Monday, February 12, 2018

Grace is the Main Thing

“Let the religion which we aim to possess be a religion in which grace is the main thing. Let it not content us to be able to speak eloquently, or preach powerfully, or reason ably, or argue cleverly, or profess loudly, or talk fluently.


Let it not satisfy us to know the whole system of Christian doctrines, and to have texts and words at our command.
These things are all well in their way. They are not to be undervalued. They have their use. But these things are not the grace of God, and they will not deliver us from hell.

Let us never rest until we have the witness of the Spirit within us that we are ‘washed, and sanctified, and justified, in the name of the Lord Jesus and by the Spirit of God.’ (1 Cor. 6:11.) Let us seek to know that ‘our names are written in heaven,’ and that we are really one with Christ and Christ in us.

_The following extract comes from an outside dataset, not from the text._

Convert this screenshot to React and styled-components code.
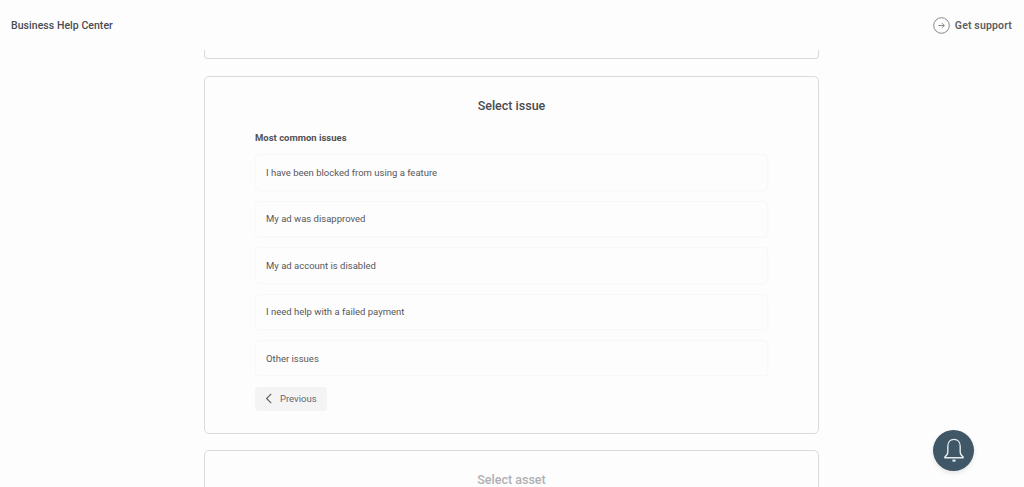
import styled, { createGlobalStyle } from 'styled-components';

const issues = [
  'I have been blocked from using a feature',
  'My ad was disapproved',
  'My ad account is disabled',
  'I need help with a failed payment',
  'Other issues',
];

const App = () => {
  return (
    <Page>
      <GlobalStyle />
      <Header>
        <Brand>Business Help Center</Brand>
        <Support>
          <svg width="17" height="17" viewBox="0 0 17 17" fill="none" stroke="#85878a" strokeWidth="1">
            <circle cx="8.5" cy="8.5" r="7.8" />
            <path d="M5.4 8.5h5.8M8.9 6.1l2.4 2.4-2.4 2.4" />
          </svg>
          <SupportText>Get support</SupportText>
        </Support>
      </Header>

      <Main>
        <ClippedCard />
        <Card>
          <CardTitle>Select issue</CardTitle>
          <Section>
            <SectionTitle>Most common issues</SectionTitle>
            <IssueList>
              {issues.map((issue) => (
                <IssueRow key={issue}>{issue}</IssueRow>
              ))}
            </IssueList>
            <PrevButton>
              <svg width="8" height="11" viewBox="0 0 8 11" fill="none" stroke="#5f6266" strokeWidth="1.2">
                <path d="M6.2 .8L1.6 5.5l4.6 4.7" />
              </svg>
              Previous
            </PrevButton>
          </Section>
        </Card>
        <NextCard>
          <CardTitle $muted>Select asset</CardTitle>
        </NextCard>
      </Main>

      <BellButton>
        <svg width="24" height="26" viewBox="0 0 24 26" fill="none" stroke="#e6ebee" strokeWidth="1.4" strokeLinejoin="round">
          <path d="M12 1.4c-3.900 0-6.200 3-6.200 7.100v5.600c0 2-1 3.600-3 5v.7h18.400v-.7c-2-1.400-3-3-3-5V8.500c0-4.100-2.300-7.100-6.200-7.100z" />
          <path d="M10.400 22.600h3.200" strokeWidth="2" />
        </svg>
      </BellButton>
    </Page>
  );
};

const GlobalStyle = createGlobalStyle`
  html, body {
    margin: 0;
    padding: 0;
    background: #fefdfe;
  }
  * {
    box-sizing: border-box;
  }
`;
const Page = styled.div`
  position: relative;
  width: 1024px;
  height: 487px;
  overflow: hidden;
  background: #fefdfe;
  font-family: Roboto, "Liberation Sans", sans-serif;
  color: #4a4c50;
`;
const Header = styled.div`
  display: flex;
  justify-content: space-between;
  align-items: center;
  height: 50px;
  padding: 0 12px 0 11px;
`;
const Brand = styled.div`
  font-size: 10.5px;
  font-weight: 500;
  letter-spacing: 0.05px;
  color: #484b50;
`;
const Support = styled.div`
  display: flex;
  align-items: center;
  gap: 5px;
`;
const SupportText = styled.span`
  font-size: 10.5px;
  font-weight: 600;
  letter-spacing: 0.15px;
  color: #5c5e62;
`;
const Main = styled.div`
  display: flex;
  flex-direction: column;
  width: 615px;
  margin-left: 204px;
`;
const ClippedCard = styled.div`
  height: 9px;
  margin-bottom: 17px;
  border: 1px solid #dadadd;
  border-top: none;
  border-radius: 0 0 4px 4px;
`;
const Card = styled.div`
  display: flex;
  flex-direction: column;
  height: 358px;
  padding: 21px 50px 0;
  border: 1px solid #dadadd;
  border-radius: 5px;
`;
const NextCard = styled(Card)`
  margin-top: 16px;
  height: 60px;
`;
const CardTitle = styled.div`
  text-align: center;
  font-size: 12.5px;
  line-height: 15px;
  font-weight: 500;
  color: ${(props) => (props.$muted ? '#aeb0b2' : '#494b4f')};
`;
const Section = styled.div`
  margin-top: 19px;
`;
const SectionTitle = styled.div`
  font-size: 9.5px;
  line-height: 12px;
  font-weight: 700;
  color: #505255;
`;
const IssueList = styled.div`
  display: flex;
  flex-direction: column;
  gap: 10px;
  margin-top: 10.4px;
`;
const IssueRow = styled.div`
  display: flex;
  align-items: center;
  height: 36.4px;
  width: 513px;
  padding-left: 10px;
  font-size: 9.5px;
  color: #55575a;
  border: 1px solid #f9f8f9;
  border-radius: 4px;
  box-shadow: 1px 1px 2px rgba(0, 0, 0, 0.012);
`;
const PrevButton = styled.div`
  display: flex;
  align-items: center;
  gap: 7px;
  width: 72px;
  height: 24px;
  margin-top: 10.6px;
  padding-left: 10px;
  font-size: 9.5px;
  color: #66686b;
  background: #f4f4f5;
  border-radius: 4px;
`;
const BellButton = styled.div`
  position: absolute;
  left: 933px;
  top: 430px;
  display: flex;
  align-items: center;
  justify-content: center;
  width: 41px;
  height: 41px;
  border-radius: 50%;
  background: #3f5767;
  box-shadow: 0 2px 5px rgba(0, 0, 0, 0.1);
`;

export default App;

Let us strive to be ‘epistles of Christ known and read of all men,’ and to show by our meekness, and charity, and faith, and spiritual-mindedness, that we are the children of God.

This is true religion. These are the real marks of saving Christianity. Without such marks, a man may have abundance of gifts and turn out nothing better than a follower of Judas Iscariot, the false apostle, and go at last to hell.

With such marks, a man may be like Lazarus, poor and despised upon earth, and have no gifts at all. But his name is written in heaven, and Christ shall own him as one of His people at the last day.”

–J.C. Ryle, Expository Thoughts on Luke (New York: Robert Carter & Brothers, 1879), 1: 361. Ryle is commenting on Luke 10:17-20.